→ **Problem description**:
Collect all lines below with the string "that".

→ **Supplied data**:
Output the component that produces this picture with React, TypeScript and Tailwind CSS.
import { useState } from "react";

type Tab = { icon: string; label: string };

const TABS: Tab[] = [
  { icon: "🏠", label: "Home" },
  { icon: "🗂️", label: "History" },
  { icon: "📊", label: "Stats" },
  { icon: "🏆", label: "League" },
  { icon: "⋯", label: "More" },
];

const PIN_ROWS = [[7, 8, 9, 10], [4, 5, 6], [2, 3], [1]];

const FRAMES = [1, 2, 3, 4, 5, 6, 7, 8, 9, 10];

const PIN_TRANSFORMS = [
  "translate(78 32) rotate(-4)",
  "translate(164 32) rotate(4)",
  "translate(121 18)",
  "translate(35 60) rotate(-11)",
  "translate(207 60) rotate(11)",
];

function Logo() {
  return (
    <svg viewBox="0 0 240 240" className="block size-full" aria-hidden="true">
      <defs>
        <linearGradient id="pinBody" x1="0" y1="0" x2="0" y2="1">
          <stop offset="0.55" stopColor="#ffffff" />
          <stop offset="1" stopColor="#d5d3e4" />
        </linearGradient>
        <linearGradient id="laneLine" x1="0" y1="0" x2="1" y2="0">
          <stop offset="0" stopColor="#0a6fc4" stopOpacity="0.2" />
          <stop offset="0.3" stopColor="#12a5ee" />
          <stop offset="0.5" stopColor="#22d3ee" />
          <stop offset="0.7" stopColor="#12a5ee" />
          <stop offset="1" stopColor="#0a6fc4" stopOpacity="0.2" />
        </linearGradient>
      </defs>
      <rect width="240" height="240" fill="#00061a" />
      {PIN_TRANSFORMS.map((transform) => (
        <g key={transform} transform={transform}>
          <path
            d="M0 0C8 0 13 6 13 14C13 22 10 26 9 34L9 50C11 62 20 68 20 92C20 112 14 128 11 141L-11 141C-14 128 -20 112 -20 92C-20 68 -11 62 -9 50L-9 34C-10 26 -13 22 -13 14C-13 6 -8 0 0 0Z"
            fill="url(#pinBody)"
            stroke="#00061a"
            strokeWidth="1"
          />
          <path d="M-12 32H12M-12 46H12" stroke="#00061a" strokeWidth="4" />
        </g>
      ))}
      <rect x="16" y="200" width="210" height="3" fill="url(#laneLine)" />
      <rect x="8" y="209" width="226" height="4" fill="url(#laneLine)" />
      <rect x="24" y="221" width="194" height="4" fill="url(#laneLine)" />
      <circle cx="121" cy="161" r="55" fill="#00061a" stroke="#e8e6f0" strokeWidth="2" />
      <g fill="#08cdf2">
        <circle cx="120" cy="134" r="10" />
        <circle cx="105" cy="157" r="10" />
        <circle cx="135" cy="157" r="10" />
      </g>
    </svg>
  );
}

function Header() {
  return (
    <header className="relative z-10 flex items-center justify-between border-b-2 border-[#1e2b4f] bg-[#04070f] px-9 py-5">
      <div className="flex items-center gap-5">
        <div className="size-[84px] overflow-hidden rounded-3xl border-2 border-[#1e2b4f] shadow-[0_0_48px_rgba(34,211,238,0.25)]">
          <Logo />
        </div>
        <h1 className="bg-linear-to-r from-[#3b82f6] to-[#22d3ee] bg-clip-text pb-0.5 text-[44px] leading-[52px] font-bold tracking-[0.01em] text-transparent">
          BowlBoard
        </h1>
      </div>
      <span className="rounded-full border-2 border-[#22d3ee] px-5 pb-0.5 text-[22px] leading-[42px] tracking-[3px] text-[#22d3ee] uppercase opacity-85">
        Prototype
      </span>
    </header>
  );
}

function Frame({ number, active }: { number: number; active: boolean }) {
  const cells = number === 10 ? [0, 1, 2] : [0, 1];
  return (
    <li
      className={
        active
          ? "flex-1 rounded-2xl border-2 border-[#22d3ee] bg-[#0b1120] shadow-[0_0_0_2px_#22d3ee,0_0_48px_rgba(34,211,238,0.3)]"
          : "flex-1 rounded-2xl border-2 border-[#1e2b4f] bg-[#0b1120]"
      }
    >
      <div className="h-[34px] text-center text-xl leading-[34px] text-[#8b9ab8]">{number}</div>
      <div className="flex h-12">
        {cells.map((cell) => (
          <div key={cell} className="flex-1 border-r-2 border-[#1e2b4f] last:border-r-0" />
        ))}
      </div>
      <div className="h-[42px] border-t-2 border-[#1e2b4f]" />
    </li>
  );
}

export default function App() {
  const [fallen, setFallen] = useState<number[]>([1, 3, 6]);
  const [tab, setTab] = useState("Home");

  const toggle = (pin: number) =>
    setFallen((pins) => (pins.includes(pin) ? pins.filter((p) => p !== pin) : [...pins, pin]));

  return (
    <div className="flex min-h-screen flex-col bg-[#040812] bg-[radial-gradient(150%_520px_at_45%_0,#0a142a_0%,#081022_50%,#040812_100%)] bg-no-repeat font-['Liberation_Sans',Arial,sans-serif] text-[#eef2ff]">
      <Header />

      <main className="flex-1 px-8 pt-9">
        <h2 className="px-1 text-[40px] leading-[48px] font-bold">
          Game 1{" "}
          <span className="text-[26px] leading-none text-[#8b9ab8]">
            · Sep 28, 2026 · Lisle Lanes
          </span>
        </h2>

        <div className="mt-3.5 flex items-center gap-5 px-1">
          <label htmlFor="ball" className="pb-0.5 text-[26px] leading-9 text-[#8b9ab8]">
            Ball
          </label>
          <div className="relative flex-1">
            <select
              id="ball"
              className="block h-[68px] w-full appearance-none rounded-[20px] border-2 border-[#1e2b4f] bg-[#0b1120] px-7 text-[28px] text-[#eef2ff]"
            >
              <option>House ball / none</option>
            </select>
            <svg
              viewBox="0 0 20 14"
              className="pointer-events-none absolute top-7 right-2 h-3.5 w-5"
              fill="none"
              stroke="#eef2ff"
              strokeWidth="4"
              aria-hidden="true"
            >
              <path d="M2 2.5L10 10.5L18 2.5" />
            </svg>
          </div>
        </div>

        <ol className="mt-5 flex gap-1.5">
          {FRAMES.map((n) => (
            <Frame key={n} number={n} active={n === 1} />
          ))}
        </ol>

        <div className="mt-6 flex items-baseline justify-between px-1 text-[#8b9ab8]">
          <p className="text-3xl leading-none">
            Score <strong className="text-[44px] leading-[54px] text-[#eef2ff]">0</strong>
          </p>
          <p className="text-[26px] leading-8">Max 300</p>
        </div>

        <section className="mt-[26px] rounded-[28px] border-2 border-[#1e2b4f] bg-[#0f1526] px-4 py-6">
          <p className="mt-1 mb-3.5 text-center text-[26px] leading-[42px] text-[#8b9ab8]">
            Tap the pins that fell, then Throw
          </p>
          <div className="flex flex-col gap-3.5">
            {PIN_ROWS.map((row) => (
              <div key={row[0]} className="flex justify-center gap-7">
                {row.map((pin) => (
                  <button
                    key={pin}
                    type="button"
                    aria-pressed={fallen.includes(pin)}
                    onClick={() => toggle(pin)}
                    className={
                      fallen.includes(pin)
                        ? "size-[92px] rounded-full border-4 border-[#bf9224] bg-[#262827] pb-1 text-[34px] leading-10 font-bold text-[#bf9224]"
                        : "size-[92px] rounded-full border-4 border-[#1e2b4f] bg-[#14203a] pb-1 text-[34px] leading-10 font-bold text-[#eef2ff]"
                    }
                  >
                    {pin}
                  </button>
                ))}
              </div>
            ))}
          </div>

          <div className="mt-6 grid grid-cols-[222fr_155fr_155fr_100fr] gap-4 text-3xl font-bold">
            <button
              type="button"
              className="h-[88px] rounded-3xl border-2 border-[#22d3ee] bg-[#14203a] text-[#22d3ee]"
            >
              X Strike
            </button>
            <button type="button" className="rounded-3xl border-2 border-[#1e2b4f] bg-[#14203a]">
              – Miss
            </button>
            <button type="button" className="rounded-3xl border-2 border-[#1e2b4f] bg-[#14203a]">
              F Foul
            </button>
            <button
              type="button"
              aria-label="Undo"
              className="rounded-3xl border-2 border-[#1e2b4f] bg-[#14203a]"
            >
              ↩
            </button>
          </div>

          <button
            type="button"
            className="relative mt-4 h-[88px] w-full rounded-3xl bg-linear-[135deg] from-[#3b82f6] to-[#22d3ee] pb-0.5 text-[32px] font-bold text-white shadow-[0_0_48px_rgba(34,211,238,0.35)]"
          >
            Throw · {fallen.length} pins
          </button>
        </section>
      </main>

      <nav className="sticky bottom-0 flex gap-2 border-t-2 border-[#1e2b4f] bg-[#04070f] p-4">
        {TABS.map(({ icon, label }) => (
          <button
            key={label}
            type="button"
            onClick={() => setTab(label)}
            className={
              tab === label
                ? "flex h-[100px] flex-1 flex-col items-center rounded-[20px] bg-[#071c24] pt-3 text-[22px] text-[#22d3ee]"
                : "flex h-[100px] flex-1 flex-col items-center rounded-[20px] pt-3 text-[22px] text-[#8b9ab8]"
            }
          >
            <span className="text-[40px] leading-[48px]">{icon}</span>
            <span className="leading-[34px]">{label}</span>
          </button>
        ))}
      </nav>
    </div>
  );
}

→ **Complete response**:
Output the component that produces this picture with React, TypeScript and Tailwind CSS.
            Tap the pins that fell, then Throw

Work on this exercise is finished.